What This Means for Foreign Residents
For Foreign Nationals: Documentation as Compliance Imperative
The July operation signals plainly: documentation compliance is being actively enforced with intensified rigor. Tourist visas grant either 30 or 60 days; failure to extend before expiry triggers automatic overstay status. Extensions cost approximately ฿1,900 for thirty days and can be obtained at any provincial Immigration Office or online through the Thailand Immigration Bureau portal (extranet.immigration.go.th). Voluntary departure before enforcement action mitigates blacklist duration substantially—leaving after a 90-day overstay incurs a one-year ban versus a potential five-year ban if apprehended during a raid.
Address notification via the TM30 form remains statutorily mandatory within 24 hours of changing residence. While landlords bear primary filing responsibility, tenants should verify compliance independently; administrative slippage or deliberate evasion can escalate deportation proceedings. Using unlicensed immigration brokers who promise expedited extensions or "back-channel" solutions presents acute legal exposure; such agents frequently provide forged stamps that surface during departure screening, triggering immediate arrest and criminal charges—a scenario far more costly than legitimate extension fees.
Foreign nationals should maintain passport copies, entry stamps, and current visa documentation accessible and current. Technology now links airline manifests, hotel registries, TM30 filings, and immigration databases; the margin for undetected overstay has compressed from months to weeks. Those who miss extension deadlines, fail to notify address changes, or rely on informal arrangements face audit and apprehension with escalating certainty.
For Thai Property Owners: Dual Verification Duties
The enforcement environment now imposes concrete verification obligations on landlords. Renting to undocumented or overstaying foreigners exposes property owners to fines of ฿10,000 to ฿100,000 per tenant. Repeat violations carry imprisonment up to one year plus three-year hiring bans. Landlords should request passport photocopies, entry stamps, and proof of current visa status before lease execution. The TM30 online system at extranet.immigration.go.th/fn24online/ accepts electronic submissions, but physical filings at district Immigration Offices remain valid alternatives. Tardily filed or omitted TM30 forms create administrative gaps that compound if future visa applications or government audits occur.
Employing undocumented foreigners carries steeper penalties. Employers who knowingly hire workers without work permits face fines of ฿10,000 to ฿100,000 per employee, plus potential imprisonment up to one year and three-year bans on hiring foreign nationals. Repeat offenses double both fine caps and imprisonment terms.

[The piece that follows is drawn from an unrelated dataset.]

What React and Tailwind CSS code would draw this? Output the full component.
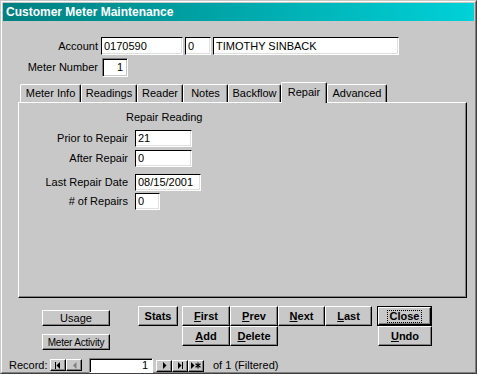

Given these liabilities, businesses should verify work permits and TM.6 employment permits through the Thailand Ministry of Labour website before hiring.
Regional Migration Flows and Vulnerability Patterns
Border data reveals that African migrants do not uniformly intend Thailand as final destination. Some traverse Southeast Asia seeking employment in third countries, accumulating debts to smugglers that obligate illegal work in transit zones. The June Sa Kaeo province interception exemplified this pattern: men deceived about job placements, confined in overseas compounds, then attempting flight back through Thailand toward home. Thailand's intelligence agencies link African criminal networks to document forgery, romance scams targeting foreign and Thai residents, and narcotics trafficking. Yet civil-society observers contest the relationship between genuine undocumented economic migrants and organized syndicates, arguing that aggregating all unauthorized residence under a "criminal network" rubric obscures more than it clarifies.
The July detainees presented no public indicators of transnational organized crime involvement. Rather, they represented a straightforward cohort of immigration violations—insufficient visa extensions escalating to undocumented presence. This distinction matters for policy: responses calibrated to human trafficking and organized crime differ fundamentally from those targeting administrative overstay, yet enforcement rhetoric often conflates the categories.
Ongoing Implementation and Neighborhood-Level Scrutiny
Colonel Piyapong Ensarn announced that Tourist Police would sustain area-based sweeps across Bangkok neighborhoods with high concentrations of transient or undocumented populations, including Sukhumvit, Ratchada, and suburban manufacturing zones. The October 2024–April 2025 audit cycle—examining 38,734 workplaces and 523,706 workers—provided a baseline dataset, enabling authorities to cross-reference departure records, hotel registrations, TM30 filings, and workplace rosters to pinpoint violators with increasing precision.
For foreign nationals in Thailand, the practical implication is unambiguous: administrative slippage now yields criminal consequences. Those who miss extension deadlines, fail to notify address changes, or rely on informal arrangements face audit and apprehension. Deportation follows swiftly; re-entry bans are enforced at border checkpoints via the Advance Passenger Processing System (APPS), which screens incoming travelers against blacklist databases. For the four overstay cases, judicial processing typically concludes within weeks, resulting in fines, deportation, and time-bound re-entry bans. For unauthorized entry charges, court proceedings extend months, with potential imprisonment preceding deportation.
Upon repatriation, all seven detainees will be barred from Thailand under terms reflecting violation severity: the four overstayers for periods ranging from one to ten years; the three unauthorized entrants potentially for life if courts determine violations warrant maximum sanctions under the Immigration Act.
Thailand's enforcement action reflects a deliberate national policy: the Kingdom will not tolerate ambiguity in foreign residency status. The message extends equally to residents, employers, and landlords. Documentation compliance is now subject to active and sustained enforcement—it remains foundational to lawful presence in Thai territory. For those already in the Kingdom, compliance frameworks are transparent and accessible; for those contemplating entry, the cost of administrative drift has become prohibitive.